Task material

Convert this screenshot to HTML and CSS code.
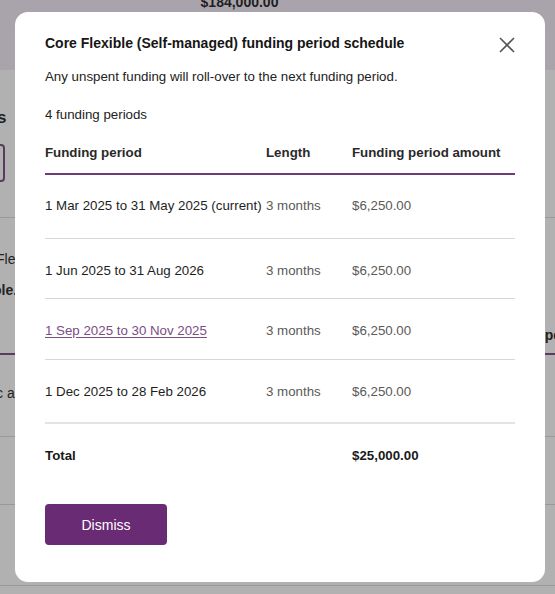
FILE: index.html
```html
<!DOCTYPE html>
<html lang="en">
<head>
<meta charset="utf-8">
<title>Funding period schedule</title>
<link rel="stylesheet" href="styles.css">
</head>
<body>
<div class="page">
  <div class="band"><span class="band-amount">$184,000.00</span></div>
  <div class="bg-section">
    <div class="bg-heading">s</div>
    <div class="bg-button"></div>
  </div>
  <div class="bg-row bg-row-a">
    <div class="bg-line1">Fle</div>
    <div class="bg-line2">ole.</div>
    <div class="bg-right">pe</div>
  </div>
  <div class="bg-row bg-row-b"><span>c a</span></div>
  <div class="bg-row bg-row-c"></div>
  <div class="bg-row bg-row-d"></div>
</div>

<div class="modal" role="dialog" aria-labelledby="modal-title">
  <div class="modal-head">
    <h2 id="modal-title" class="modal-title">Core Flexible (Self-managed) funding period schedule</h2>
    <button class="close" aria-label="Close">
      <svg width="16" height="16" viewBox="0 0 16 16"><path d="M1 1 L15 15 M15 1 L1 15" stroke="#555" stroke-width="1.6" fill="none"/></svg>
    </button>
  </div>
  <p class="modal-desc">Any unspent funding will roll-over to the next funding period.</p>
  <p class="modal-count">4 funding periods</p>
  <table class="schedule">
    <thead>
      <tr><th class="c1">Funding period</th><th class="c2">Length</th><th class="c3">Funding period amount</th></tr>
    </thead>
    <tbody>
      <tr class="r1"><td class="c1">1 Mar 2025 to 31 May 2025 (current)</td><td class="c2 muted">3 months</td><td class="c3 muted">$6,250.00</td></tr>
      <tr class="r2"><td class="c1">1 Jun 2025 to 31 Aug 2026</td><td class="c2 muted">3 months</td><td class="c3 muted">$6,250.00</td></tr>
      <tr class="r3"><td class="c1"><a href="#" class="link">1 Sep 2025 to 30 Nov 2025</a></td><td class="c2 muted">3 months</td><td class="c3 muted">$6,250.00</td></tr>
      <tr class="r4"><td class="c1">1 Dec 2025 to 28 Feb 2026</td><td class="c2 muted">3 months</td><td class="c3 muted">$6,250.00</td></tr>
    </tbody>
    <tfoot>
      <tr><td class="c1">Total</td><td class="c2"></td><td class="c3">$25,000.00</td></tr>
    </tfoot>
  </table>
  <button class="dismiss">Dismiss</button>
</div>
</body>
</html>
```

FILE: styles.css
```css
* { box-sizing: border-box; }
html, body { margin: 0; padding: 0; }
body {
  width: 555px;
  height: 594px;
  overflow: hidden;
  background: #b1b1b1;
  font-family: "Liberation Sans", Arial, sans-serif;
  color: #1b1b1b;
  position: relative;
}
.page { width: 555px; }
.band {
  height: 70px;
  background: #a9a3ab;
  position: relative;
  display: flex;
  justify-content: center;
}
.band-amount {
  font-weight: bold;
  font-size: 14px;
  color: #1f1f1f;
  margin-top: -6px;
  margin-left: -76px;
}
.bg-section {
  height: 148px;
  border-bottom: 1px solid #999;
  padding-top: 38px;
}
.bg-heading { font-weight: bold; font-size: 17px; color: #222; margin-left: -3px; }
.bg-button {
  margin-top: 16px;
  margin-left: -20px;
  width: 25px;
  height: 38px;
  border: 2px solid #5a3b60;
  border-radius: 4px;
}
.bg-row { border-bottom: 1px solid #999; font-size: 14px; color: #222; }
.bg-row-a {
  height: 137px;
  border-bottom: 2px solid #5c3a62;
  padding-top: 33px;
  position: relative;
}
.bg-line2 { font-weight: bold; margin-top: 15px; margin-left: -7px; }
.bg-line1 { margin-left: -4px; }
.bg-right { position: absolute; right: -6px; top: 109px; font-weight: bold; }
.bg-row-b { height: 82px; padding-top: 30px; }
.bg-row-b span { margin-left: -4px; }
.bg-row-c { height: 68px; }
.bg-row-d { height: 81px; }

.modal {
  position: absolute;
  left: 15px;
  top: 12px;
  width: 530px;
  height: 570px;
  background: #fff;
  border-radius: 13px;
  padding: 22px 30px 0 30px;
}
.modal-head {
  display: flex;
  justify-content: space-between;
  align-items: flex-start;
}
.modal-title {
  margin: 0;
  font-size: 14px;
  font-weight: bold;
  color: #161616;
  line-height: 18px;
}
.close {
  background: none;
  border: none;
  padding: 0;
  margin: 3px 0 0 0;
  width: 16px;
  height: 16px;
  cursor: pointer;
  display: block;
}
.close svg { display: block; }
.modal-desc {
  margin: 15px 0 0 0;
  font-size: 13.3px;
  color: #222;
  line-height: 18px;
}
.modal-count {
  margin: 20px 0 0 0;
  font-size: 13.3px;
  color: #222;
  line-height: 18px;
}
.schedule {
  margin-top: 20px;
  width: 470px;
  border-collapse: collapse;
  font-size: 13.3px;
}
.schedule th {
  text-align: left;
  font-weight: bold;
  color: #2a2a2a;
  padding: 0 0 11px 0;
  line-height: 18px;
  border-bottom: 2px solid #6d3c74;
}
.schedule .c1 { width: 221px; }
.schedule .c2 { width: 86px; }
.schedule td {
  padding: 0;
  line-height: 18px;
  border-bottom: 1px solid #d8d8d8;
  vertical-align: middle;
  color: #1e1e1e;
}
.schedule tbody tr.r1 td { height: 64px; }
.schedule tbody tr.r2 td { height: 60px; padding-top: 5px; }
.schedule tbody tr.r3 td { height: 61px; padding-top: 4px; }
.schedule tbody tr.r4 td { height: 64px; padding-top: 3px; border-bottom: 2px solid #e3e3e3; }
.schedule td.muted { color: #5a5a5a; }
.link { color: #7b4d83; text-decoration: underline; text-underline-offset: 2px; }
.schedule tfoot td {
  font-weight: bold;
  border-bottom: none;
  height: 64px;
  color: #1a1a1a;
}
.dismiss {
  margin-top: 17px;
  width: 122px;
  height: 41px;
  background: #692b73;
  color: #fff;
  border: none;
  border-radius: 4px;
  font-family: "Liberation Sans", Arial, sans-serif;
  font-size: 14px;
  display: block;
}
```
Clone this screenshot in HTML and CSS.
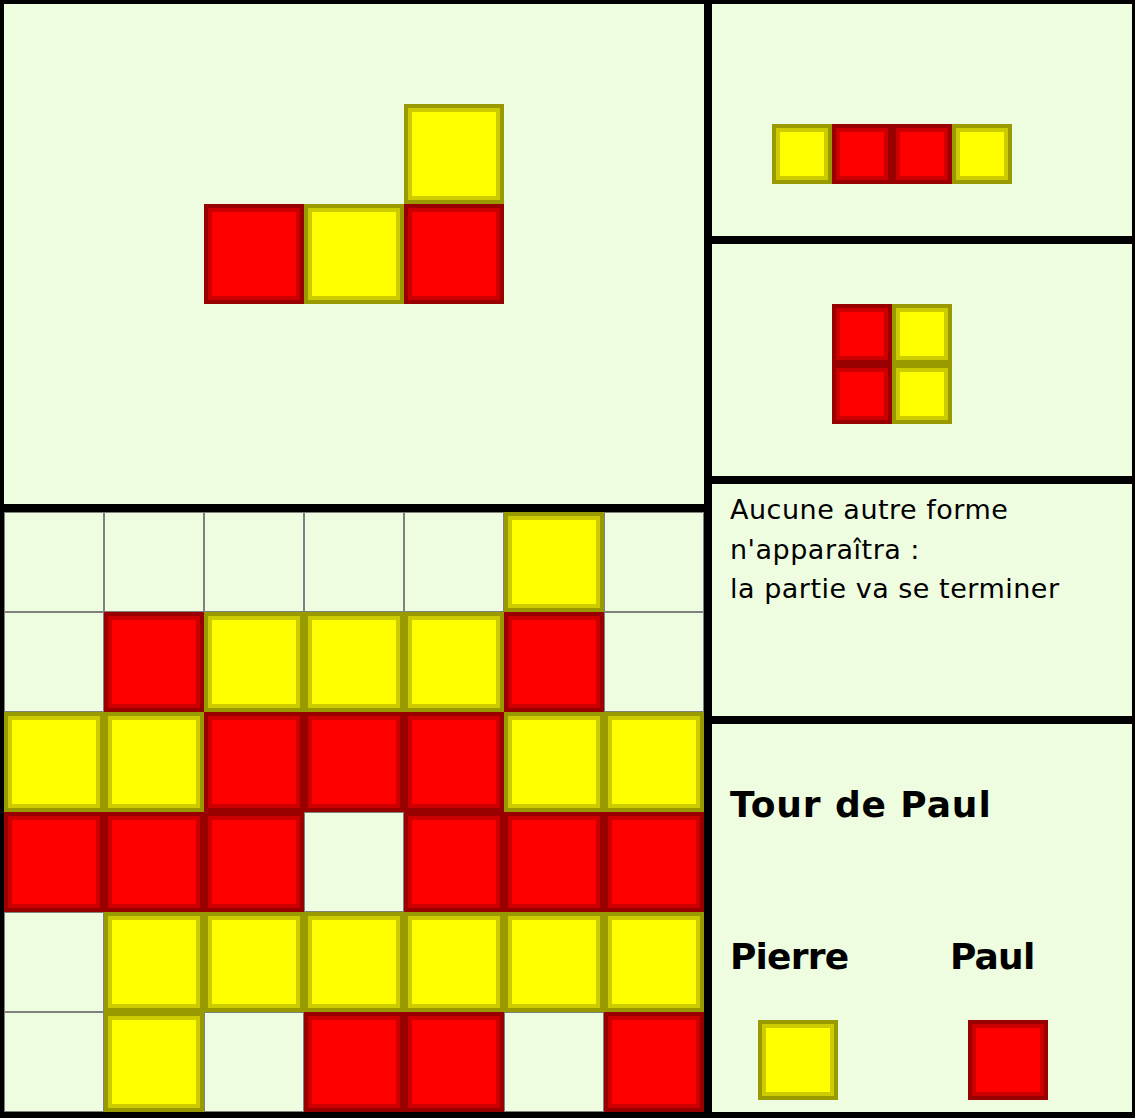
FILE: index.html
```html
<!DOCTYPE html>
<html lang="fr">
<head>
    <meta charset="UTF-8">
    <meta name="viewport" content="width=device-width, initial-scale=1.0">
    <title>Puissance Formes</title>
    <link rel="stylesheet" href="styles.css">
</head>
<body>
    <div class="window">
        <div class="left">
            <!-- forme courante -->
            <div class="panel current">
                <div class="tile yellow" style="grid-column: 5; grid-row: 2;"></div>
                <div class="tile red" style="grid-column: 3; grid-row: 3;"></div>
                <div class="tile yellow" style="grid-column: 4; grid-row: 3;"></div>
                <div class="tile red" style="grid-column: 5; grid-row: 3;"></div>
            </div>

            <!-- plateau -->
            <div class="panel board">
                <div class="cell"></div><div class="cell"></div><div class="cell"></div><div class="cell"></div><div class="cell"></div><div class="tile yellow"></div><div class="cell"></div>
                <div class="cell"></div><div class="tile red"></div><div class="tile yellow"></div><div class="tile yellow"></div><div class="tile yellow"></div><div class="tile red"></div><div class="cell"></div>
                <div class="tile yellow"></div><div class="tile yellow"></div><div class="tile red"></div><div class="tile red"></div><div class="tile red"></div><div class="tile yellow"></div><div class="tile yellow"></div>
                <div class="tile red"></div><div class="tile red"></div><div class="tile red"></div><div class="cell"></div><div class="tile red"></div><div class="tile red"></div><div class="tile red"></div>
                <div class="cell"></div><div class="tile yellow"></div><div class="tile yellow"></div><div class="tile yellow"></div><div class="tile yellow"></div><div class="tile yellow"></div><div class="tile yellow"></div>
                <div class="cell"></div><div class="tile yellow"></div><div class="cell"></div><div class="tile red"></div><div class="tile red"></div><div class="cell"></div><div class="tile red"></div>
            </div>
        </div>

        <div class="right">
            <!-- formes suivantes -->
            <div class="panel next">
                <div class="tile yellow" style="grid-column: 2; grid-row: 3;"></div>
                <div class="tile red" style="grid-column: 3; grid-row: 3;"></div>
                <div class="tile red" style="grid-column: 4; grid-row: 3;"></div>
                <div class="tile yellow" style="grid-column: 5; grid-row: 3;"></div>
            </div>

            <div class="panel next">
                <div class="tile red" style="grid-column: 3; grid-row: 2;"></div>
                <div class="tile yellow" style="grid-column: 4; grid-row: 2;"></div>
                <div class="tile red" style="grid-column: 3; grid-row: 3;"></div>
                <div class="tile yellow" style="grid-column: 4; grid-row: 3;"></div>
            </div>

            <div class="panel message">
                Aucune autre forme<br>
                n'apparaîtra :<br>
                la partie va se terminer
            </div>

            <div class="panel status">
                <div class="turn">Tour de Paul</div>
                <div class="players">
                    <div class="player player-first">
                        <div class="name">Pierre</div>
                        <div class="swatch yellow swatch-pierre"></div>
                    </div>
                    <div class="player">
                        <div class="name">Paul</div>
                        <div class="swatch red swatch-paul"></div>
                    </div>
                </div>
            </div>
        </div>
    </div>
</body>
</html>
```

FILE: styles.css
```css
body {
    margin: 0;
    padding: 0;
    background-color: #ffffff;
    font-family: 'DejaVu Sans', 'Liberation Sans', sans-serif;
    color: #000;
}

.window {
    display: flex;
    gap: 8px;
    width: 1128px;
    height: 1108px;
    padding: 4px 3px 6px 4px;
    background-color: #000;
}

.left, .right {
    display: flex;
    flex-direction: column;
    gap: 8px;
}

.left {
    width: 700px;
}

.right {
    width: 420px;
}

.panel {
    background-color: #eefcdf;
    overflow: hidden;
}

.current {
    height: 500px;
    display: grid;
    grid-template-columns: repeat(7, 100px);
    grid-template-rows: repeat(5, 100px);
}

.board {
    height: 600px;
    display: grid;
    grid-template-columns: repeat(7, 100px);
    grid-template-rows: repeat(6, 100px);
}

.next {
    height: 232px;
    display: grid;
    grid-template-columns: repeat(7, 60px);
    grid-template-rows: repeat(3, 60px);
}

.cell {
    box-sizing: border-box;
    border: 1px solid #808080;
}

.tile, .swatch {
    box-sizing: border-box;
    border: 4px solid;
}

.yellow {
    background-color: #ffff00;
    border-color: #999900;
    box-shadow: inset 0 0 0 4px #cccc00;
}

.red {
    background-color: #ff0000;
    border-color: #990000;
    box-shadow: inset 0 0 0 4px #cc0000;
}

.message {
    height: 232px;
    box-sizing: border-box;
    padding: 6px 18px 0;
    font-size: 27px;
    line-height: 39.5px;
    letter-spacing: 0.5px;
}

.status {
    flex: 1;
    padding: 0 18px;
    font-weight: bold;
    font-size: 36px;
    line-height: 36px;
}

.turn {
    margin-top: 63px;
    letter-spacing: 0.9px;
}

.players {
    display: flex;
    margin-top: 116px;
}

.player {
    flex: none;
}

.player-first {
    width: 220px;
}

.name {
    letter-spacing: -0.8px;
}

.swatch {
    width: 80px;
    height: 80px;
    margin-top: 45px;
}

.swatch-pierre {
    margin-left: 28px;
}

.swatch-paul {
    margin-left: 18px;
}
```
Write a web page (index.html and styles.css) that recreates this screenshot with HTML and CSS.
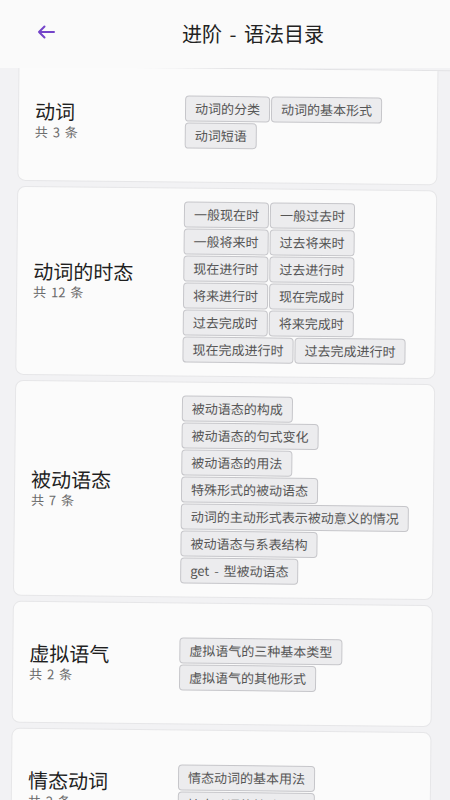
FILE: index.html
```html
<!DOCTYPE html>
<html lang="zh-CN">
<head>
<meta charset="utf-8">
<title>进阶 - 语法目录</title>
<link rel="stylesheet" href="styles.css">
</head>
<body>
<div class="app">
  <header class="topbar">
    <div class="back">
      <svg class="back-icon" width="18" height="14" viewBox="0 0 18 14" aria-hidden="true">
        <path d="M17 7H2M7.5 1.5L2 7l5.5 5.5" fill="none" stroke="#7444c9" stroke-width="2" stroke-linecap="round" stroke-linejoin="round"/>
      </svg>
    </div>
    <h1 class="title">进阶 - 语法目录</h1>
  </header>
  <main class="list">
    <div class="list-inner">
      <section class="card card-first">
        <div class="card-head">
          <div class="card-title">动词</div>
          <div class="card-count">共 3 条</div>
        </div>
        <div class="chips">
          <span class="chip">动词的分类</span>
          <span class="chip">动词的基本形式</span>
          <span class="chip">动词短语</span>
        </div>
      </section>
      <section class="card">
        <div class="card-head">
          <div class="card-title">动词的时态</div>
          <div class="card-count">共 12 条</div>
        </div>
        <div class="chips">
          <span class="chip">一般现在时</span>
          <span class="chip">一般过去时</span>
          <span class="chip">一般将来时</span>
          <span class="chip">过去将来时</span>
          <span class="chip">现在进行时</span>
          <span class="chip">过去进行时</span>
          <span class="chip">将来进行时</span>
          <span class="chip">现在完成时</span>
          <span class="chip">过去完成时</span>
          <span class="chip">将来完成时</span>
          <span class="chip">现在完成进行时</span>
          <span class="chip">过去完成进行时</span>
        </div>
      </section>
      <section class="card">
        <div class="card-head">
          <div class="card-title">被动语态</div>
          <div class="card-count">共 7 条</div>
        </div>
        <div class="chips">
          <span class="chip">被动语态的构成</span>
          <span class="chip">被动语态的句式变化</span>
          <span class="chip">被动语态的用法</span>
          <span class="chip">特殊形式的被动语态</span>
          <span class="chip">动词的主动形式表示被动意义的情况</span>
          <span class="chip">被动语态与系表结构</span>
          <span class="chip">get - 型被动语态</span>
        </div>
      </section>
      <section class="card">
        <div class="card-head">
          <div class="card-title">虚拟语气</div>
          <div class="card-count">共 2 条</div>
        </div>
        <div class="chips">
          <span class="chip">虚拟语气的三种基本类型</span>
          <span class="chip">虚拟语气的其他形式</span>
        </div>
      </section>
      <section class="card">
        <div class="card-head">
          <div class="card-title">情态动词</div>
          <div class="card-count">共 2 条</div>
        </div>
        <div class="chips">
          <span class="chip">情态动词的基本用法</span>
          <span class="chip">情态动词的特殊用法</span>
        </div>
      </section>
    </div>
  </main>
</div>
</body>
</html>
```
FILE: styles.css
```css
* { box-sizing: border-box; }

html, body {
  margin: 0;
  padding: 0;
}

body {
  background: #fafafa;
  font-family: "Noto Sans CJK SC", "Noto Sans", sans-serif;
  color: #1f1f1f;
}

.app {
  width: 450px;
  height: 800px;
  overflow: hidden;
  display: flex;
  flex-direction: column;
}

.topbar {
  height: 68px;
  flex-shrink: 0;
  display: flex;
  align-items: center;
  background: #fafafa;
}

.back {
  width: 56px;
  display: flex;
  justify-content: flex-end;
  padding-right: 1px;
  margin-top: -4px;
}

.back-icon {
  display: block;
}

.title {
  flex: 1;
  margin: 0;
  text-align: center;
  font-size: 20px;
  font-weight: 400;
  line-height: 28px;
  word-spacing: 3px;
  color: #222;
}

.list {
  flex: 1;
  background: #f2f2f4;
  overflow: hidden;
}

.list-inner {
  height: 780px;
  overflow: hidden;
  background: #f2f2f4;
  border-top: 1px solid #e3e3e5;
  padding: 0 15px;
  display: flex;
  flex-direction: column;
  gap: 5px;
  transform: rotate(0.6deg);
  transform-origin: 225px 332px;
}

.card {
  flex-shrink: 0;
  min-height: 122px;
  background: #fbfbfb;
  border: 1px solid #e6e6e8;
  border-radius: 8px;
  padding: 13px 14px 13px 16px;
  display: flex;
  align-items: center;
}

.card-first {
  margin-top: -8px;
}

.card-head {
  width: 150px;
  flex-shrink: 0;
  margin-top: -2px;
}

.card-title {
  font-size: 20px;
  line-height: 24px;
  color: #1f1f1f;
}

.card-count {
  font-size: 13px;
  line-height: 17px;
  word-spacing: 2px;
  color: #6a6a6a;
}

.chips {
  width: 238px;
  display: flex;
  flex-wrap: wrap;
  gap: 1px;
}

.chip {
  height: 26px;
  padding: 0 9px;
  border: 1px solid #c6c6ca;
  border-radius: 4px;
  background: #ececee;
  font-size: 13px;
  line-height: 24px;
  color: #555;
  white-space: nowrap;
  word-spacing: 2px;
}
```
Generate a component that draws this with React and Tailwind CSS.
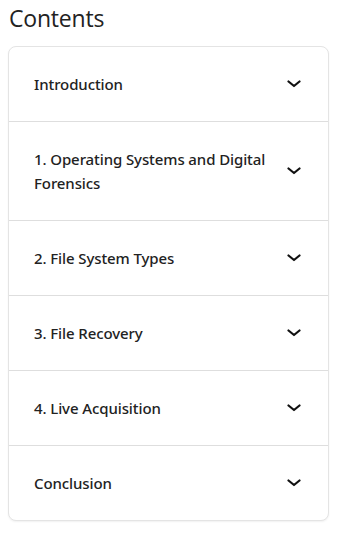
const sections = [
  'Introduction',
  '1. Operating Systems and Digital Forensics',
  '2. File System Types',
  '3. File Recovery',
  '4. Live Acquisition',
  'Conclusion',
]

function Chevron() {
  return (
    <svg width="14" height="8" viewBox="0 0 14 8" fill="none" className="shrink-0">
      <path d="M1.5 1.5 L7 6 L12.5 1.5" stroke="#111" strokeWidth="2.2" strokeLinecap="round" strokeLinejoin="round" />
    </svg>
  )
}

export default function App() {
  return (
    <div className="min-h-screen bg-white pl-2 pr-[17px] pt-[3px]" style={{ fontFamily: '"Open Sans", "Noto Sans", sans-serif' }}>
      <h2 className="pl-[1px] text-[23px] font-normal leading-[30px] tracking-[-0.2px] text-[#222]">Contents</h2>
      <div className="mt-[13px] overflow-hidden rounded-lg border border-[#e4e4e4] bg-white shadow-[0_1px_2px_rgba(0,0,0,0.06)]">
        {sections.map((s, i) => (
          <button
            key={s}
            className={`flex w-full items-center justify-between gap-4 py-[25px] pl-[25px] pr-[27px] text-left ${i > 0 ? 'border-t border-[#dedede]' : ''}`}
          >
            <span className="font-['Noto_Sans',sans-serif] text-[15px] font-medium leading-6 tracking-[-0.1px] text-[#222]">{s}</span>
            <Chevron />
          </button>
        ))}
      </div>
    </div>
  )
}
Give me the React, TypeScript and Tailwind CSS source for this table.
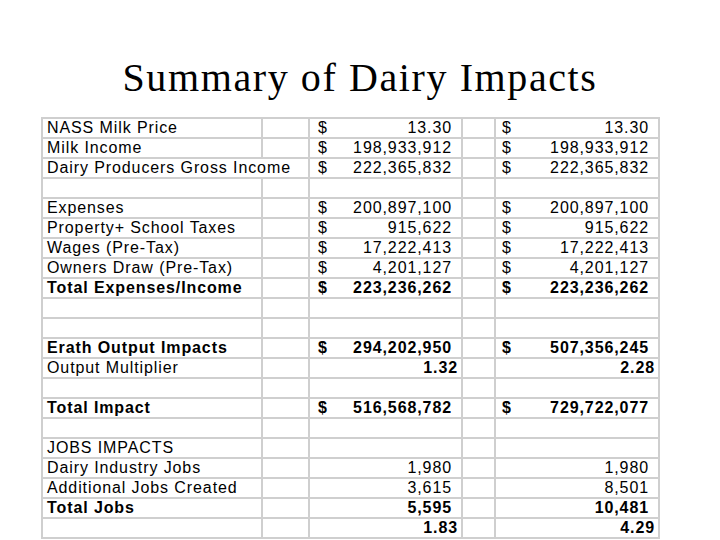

Your task
Your task is to repeat exactly the lines from the one containing "Generate a component" through the end of the material, both included, and only those, without pictures.

Expected answer
Generate a component that draws this with React and Tailwind CSS.
const sections = [
  'Introduction',
  '1. Operating Systems and Digital Forensics',
  '2. File System Types',
  '3. File Recovery',
  '4. Live Acquisition',
  'Conclusion',
]

function Chevron() {
  return (
    <svg width="14" height="8" viewBox="0 0 14 8" fill="none" className="shrink-0">
      <path d="M1.5 1.5 L7 6 L12.5 1.5" stroke="#111" strokeWidth="2.2" strokeLinecap="round" strokeLinejoin="round" />
    </svg>
  )
}

export default function App() {
  return (
    <div className="min-h-screen bg-white pl-2 pr-[17px] pt-[3px]" style={{ fontFamily: '"Open Sans", "Noto Sans", sans-serif' }}>
      <h2 className="pl-[1px] text-[23px] font-normal leading-[30px] tracking-[-0.2px] text-[#222]">Contents</h2>
      <div className="mt-[13px] overflow-hidden rounded-lg border border-[#e4e4e4] bg-white shadow-[0_1px_2px_rgba(0,0,0,0.06)]">
        {sections.map((s, i) => (
          <button
            key={s}
            className={`flex w-full items-center justify-between gap-4 py-[25px] pl-[25px] pr-[27px] text-left ${i > 0 ? 'border-t border-[#dedede]' : ''}`}
          >
            <span className="font-['Noto_Sans',sans-serif] text-[15px] font-medium leading-6 tracking-[-0.1px] text-[#222]">{s}</span>
            <Chevron />
          </button>
        ))}
      </div>
    </div>
  )
}
Give me the React, TypeScript and Tailwind CSS source for this table.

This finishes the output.